In order to make sense of these ones and zeros, we've taught computers to turn certain combinations of zeros and ones into letters. For Roman-Alphabet languages, it takes a computer eight zeros or ones to form a character (some languages require double-byte alphabets, but let's not talk about that here). These eight bits are called a byte. For example, the letter 'a' looks like this to a computer:

0  1       1       0       0       0       0       1
128     64      32      16      8       4       2       1

so: 64+32+1 = 97

Each digit is a placeholder in a column. This is actually exactly what we do when we look at the number 97 in base-10, or decimal format:

tens    ones
10       1
9        7

So (9 * 10) + (1 * 7) = 97

Because 01100001 takes up a lot of space and is hard to read, it is often more useful to convert this base-2 (binary) number into a friendlier base. Because we (most of us) have ten fingers, it is comfortable for us to use base-10. Some computer programmers apparently have sixteen fingers, because they like to look at things in base-16, or as hexadecimals (hex). I suspect they are just trying to make things complicated. ;)

To recap, then: as a base-10 (decimal) number 01100001 looks like this: 97. Now you might be thinking to yourself, "hmm, that number seems familiar." On a hunch, you pull up Director and type the following into the message window:

put NumToChar(97).
--"a"

Yup, that is the ascii code for the letter 'a'. What does all this have to do with reading and writing binary files? Well, in an ascii text file, every eight BITs builds a character. When working with text files, Director can't take those eight zeros and ones to mean anything but their literal decimal character equivalent. This is actually quite a restriction.

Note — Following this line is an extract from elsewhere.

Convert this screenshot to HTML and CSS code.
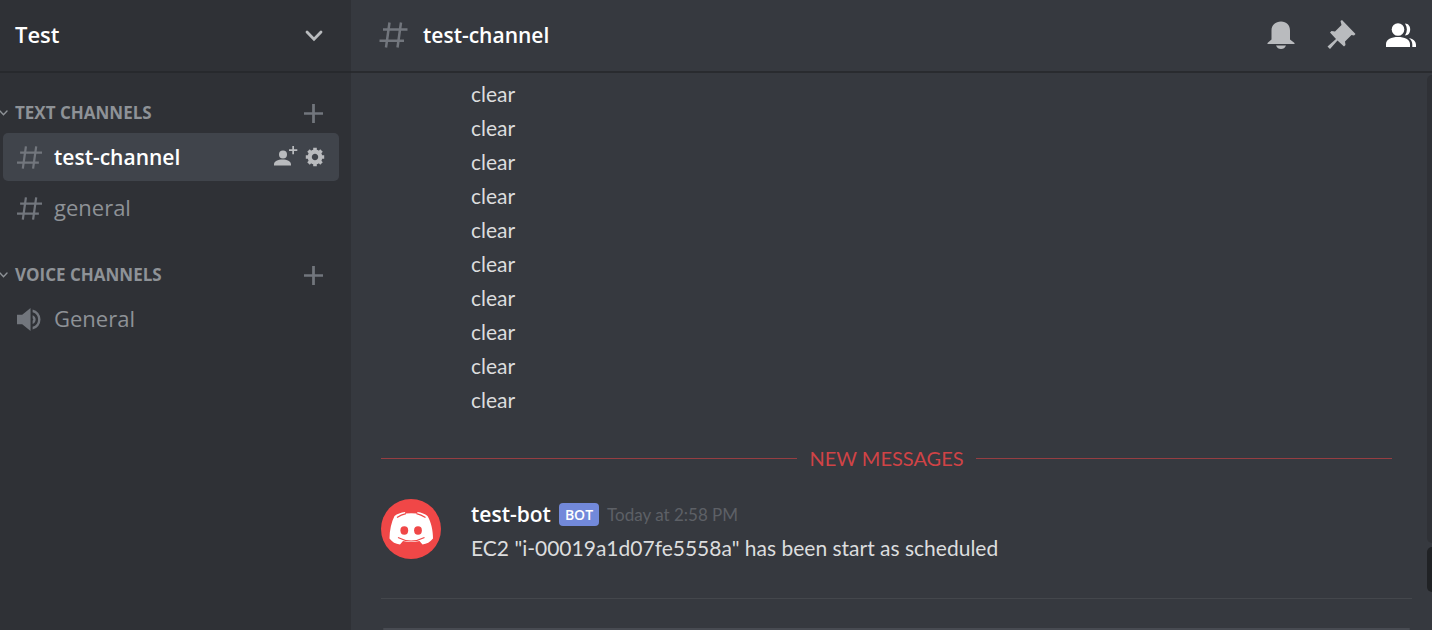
FILE: index.html
```html
<!DOCTYPE html>
<html lang="en">
<head>
<meta charset="utf-8">
<meta name="viewport" content="width=device-width, initial-scale=1">
<title>test-channel</title>
<link rel="stylesheet" href="styles.css">
</head>
<body>
<svg class="sprite" aria-hidden="true">
  <symbol id="hash" viewBox="0 0 28 28"><path d="M10 1.500 6.500 26.500M21.500 1.500 18 26.500M3.500 8.500H28M0 19.700H24.500" fill="none" stroke="currentColor" stroke-width="2.500"/></symbol>
  <symbol id="plus" viewBox="0 0 18 18"><path d="M9 0V18M0 9H18" fill="none" stroke="currentColor" stroke-width="2.600"/></symbol>
  <symbol id="chevron" viewBox="0 0 18 12"><path d="M2 2 9 9.300 16 2" fill="none" stroke="currentColor" stroke-width="2.800" stroke-linecap="round"/></symbol>
</svg>
<div class="app">
  <aside class="sidebar">
    <header class="guild">
      <h2 class="guild-name">Test</h2>
      <button class="icon-button" aria-label="Server menu"><svg class="guild-chevron"><use href="#chevron"/></svg></button>
    </header>
    <nav class="channels" aria-label="Channels">
      <section class="group">
        <div class="category">
          <svg class="category-chevron"><use href="#chevron"/></svg>
          <h3 class="category-name">TEXT CHANNELS</h3>
          <button class="icon-button add" aria-label="Create text channel"><svg class="plus"><use href="#plus"/></svg></button>
        </div>
        <div class="channel selected">
          <svg class="channel-icon"><use href="#hash"/></svg>
          <a class="channel-name" href="#test-channel">test-channel</a>
          <button class="icon-button" aria-label="Create invite">
            <svg class="invite" viewBox="0 0 24 22"><circle cx="9" cy="8.500" r="4" fill="currentColor"/><path d="M0 19.500V18.500C0 15 4 13.500 8.500 13.500S17 15 17 18.500V19.500ZM18.300 0H20V3.300H23.300V5H20V8.200H18.300V5H15V3.300H18.300Z" fill="currentColor"/></svg>
          </button>
          <button class="icon-button" aria-label="Edit channel">
            <svg class="gear" viewBox="-10 -10 20 20"><circle r="5.300" fill="none" stroke="currentColor" stroke-width="4.200"/><path d="M0-6.500V-9.200M0 6.500V9.200M-6.500 0H-9.200M6.500 0H9.200M4.600-4.600 6.500-6.500M-4.600 4.600-6.500 6.500M-4.600-4.600-6.500-6.500M4.600 4.600 6.500 6.500" fill="none" stroke="currentColor" stroke-width="3.600"/></svg>
          </button>
        </div>
        <div class="channel">
          <svg class="channel-icon"><use href="#hash"/></svg>
          <a class="channel-name" href="#general">general</a>
        </div>
      </section>
      <section class="group">
        <div class="category">
          <svg class="category-chevron"><use href="#chevron"/></svg>
          <h3 class="category-name">VOICE CHANNELS</h3>
          <button class="icon-button add" aria-label="Create voice channel"><svg class="plus"><use href="#plus"/></svg></button>
        </div>
        <div class="channel">
          <svg class="channel-icon" viewBox="0 0 24 24"><path d="M0 7.500H5L13 1V23L5 16.500H0Z" fill="currentColor"/><path d="M15 2.300A10 10 0 0 1 15 21.700V19A7.300 7.300 0 0 0 15 5ZM15 7.800A4.500 4.500 0 0 1 15 16.200V13.300A1.800 1.800 0 0 0 15 10.700Z" fill="currentColor"/></svg>
          <a class="channel-name" href="#voice-general">General</a>
        </div>
      </section>
    </nav>
  </aside>
  <main class="chat">
    <header class="toolbar">
      <svg class="toolbar-hash"><use href="#hash"/></svg>
      <h1 class="toolbar-title">test-channel</h1>
      <button class="icon-button" aria-label="Notifications">
        <svg class="toolbar-icon" viewBox="0 0 32 32"><path d="M2.500 25V24L6.500 20.500V11.500C6.500 6 10.500 2.500 16 2.500S25 6 25 11.500V20.500L29.500 24V25ZM11 26.500H21Q19.500 30 16 30T11 26.500Z" fill="currentColor"/></svg>
      </button>
      <button class="icon-button" aria-label="Pinned messages">
        <svg class="toolbar-icon" viewBox="0 0 32 32"><path d="M15.500 2 17 1 30.500 15 29 16.500 26.500 16 20 22.500 20.500 26 19 27.500 12.500 21.500 5 30 2.500 27.500 11 20 5 13.500 6.500 12 10 12.500 16.500 6Z" fill="currentColor"/></svg>
      </button>
      <button class="icon-button active" aria-label="Member list">
        <svg class="toolbar-icon" viewBox="0 0 32 32"><circle cx="13" cy="10.500" r="6.300" fill="currentColor"/><path d="M1 28V25C1 20.500 6.500 18 13 18S25 20.500 25 25V28ZM20 4.500C27 4.500 27 16.500 20 16.500C22.500 12.500 22.500 8.500 20 4.500ZM24 19C28.500 20 31 22.500 31 26V28H27.300V25.500C27.300 23 26.300 20.800 24 19Z" fill="currentColor"/></svg>
      </button>
    </header>
    <div class="body">
      <div class="column">
        <div class="messages">
          <div class="history">
            <p>clear</p><p>clear</p><p>clear</p><p>clear</p><p>clear</p>
            <p>clear</p><p>clear</p><p>clear</p><p>clear</p><p>clear</p>
          </div>
          <div class="divider">NEW MESSAGES</div>
          <article class="message">
            <svg class="avatar" viewBox="0 0 60 60" role="img" aria-label="test-bot avatar">
              <circle cx="30" cy="30" r="30" fill="#f04747"/>
              <path d="M13.500 17C16 15 20 13.500 24 13L24.500 14.500Q30 14 36 14.500L36.500 13C40.500 13.500 44 15 46.500 17C50 23 52 31 52 39.500C49.500 43 45.500 45 41.500 45.500L38.500 42Q30 44 22 42L19 45.500C14.500 45 11 43 8.500 39.500C8.500 31 10.500 23 13.500 17Z" fill="#fff"/>
              <path d="M16 18.500Q20 15.600 25 14.600M44.500 18.500Q40 15.600 35.500 14.600M17 38.500Q30 45.500 43.500 38.500" fill="none" stroke="#f04747" stroke-width="1.200"/>
              <ellipse cx="23.300" cy="31.500" rx="3.900" ry="4.200" fill="#f04747"/><ellipse cx="37" cy="31.500" rx="3.900" ry="4.200" fill="#f04747"/>
            </svg>
            <div class="message-content">
              <div class="byline"><strong class="author">test-bot</strong><span class="tag">BOT</span><time class="time">Today at 2:58 PM</time></div>
              <p>EC2 "i-00019a1d07fe5558a" has been start as scheduled</p>
            </div>
          </article>
        </div>
        <form class="composer"><input class="composer-input" type="text" aria-label="Message test-channel"></form>
      </div>
      <div class="scrollbar" aria-hidden="true"><div class="track"></div><div class="thumb"></div></div>
    </div>
  </main>
</div>
</body>
</html>
```
FILE: styles.css
```css
* { box-sizing: border-box; }
body {
  margin: 0;
  overflow: hidden;
  background: #36393f;
  color: #dcddde;
  font: 22px/34px "Open Sans", "Noto Sans", sans-serif;
}
h1, h2, h3, p { margin: 0; }
.sprite { position: absolute; width: 0; height: 0; }
svg { display: block; flex: none; }
.icon-button {
  display: flex;
  padding: 0;
  border: 0;
  background: none;
  color: #b9bbbe;
}
.app { display: flex; height: 100vh; }
.sidebar { flex: none; width: 351px; background: #2f3136; }
.guild {
  display: flex;
  align-items: center;
  justify-content: space-between;
  height: 73px;
  padding: 0 28px 0 15px;
  border-bottom: 2px solid #27292d;
}
.guild-name, .toolbar-title { color: #fff; font-size: 21px; font-weight: 600; }
.guild-name { padding-bottom: 3px; font-size: 22px; }
.guild-chevron { width: 18px; height: 12px; }
.channels { padding-top: 24px; }
.group { margin-bottom: 27px; }
.category { display: flex; align-items: center; height: 36px; padding: 0 28px 4px 0; color: #8e9297; }
.category-chevron { width: 9px; height: 6px; margin-left: -1px; margin-right: 7px; }
.category-name { flex: 1; font-size: 17px; font-weight: 700; line-height: 24px; }
.add { color: #72767d; }
.plus { width: 19px; height: 19px; }
.channel {
  display: flex;
  align-items: center;
  height: 48px;
  margin: 0 12px 3px 3px;
  padding: 0 14px;
  border-radius: 5px;
  color: #72767d;
}
.channel-icon { width: 25px; height: 25px; margin-right: 12px; }
.channel-name { flex: 1; padding-bottom: 2px; color: #8e9297; text-decoration: none; }
.selected { background: #40444b; }
.selected .channel-name { padding-bottom: 0; color: #fff; font-size: 21px; font-weight: 600; }
.invite { width: 24px; height: 22px; margin-right: 7px; }
.gear { width: 20px; height: 20px; }
.chat { flex: 1; min-width: 0; display: flex; flex-direction: column; }
.toolbar {
  display: flex;
  flex: none;
  align-items: center;
  gap: 28px;
  height: 73px;
  padding: 0 15px 2px 28px;
  border-bottom: 2px solid #292b2f;
}
.toolbar-hash { width: 29px; height: 28px; margin-right: -13px; color: #72767d; }
.toolbar-title { flex: 1; }
.toolbar-icon { width: 32px; height: 32px; }
.active { color: #fff; }
.body { display: flex; flex: 1; min-height: 0; }
.column { display: flex; flex-direction: column; flex: 1; min-width: 0; padding: 4px 15px 0 30px; }
.messages { flex: none; padding-right: 20px; font-family: Lato, "Open Sans", sans-serif; font-size: 21px; }
.history { padding-left: 90px; }
.divider {
  display: flex;
  align-items: center;
  gap: 12px;
  margin: 25px 0 24px;
  color: #d04346;
  font-size: 20px;
  line-height: 32px;
}
.divider::before, .divider::after { content: ""; flex: 1; height: 1px; background: #963e42; }
.message { display: flex; gap: 30px; padding-bottom: 33px; }
.avatar { width: 60px; height: 60px; margin-top: 1px; }
.byline { display: flex; align-items: center; gap: 8px; height: 33px; }
.author { padding-bottom: 1px; color: #fff; font: 600 21px/32px "Open Sans", sans-serif; }
.tag {
  padding: 0 6px;
  border-radius: 4px;
  background: #7289da;
  color: #fff;
  font: 600 14px/23px "Open Sans", sans-serif;
}
.time { color: #5d6066; font-size: 17px; }
.composer { display: flex; flex: 1; min-height: 0; padding: 29px 2px 0; border-top: 1px solid #44474c; }
.composer-input { flex: 1; height: 100%; max-height: 66px; padding: 0 15px; border: 0; border-radius: 8px; background: #484b52; color: #dcddde; font: inherit; }
.scrollbar { display: flex; flex-direction: column; gap: 4px; width: 5px; padding-top: 2px; }
.track { height: 468px; border-radius: 5px 0 0 5px; background: #2f3136; }
.thumb { height: 45px; border-radius: 5px 0 0 5px; background: #202225; }
```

In a binary file, however, we've got a lot more freedom. We can tell the computer to look at just one byte, we can take two bytes together to represent a 'short' integer, or we can tell the computer that four consecutive bytes represent one potentially very big number, rather than four letters. The chart below displays how one sequence of bytes could be interpreted:

Decimal Byte Sequence

68 79 85 71

In a text editor:

D O U G

As individual bytes:

68 79 85 71

As two 'short' integers each set of four characters is grouped and evaluated so:
6879 is evaluated as (6*8) + (8*4) + (7*2) + (9*1) = 17487 and
8571 is evaluated as (8*8) + (5*4) + (7*2) + (1*1) = 21831

As one 'long' integer all eight characters are grouped and evaluated:
(6*128) + (8*64) + (7*32) + (9*16) + (8*8) + (5*4) + (7*2) + (1*1) = 1146049863

As you can see, we can store information much more efficiently, and we don't have to work in eight bit blocks.

File Specifications

Now let's tie this back to the real world. Binary files such as GIF graphics, AIFF sound files, or MOV movies, rely upon a file specification to store their information. Programs like Director 'know' how to interpret these file formats, specification, and can therefore make sense of these and other binary files when you link or import them.

A file specification can be thought of as a map to a binary file format. It indicates what information can be found at various byte 'addresses' in the file. Without this map, the file looks like only so much garbage. With this map, however, the world is at your feet. The file specifications are published for many common file formats. This means that we mere mortals can also read, create and alter binary files. To illustrate this, I'll discuss the project which prompted me to learn about binary files.

Real World Example

I have created a tool in Director which automatically generates HTML front-end web pages for ColdFusion/Access databases. I simply enter in my database specs, and my tool creates nicely-formatted ColdFusion pages which I can simply upload to our server. Problem was, I had to go through the hassle of defining a database BOTH on my macintosh, in order to generate these administration pages, and on the WindowsNT server, where the actual database was created. If you're making a database with ten tables, each of which has fifteen fields, you're talking about a big, brain-numbing waste of time, where it's easy to make a million mistakes.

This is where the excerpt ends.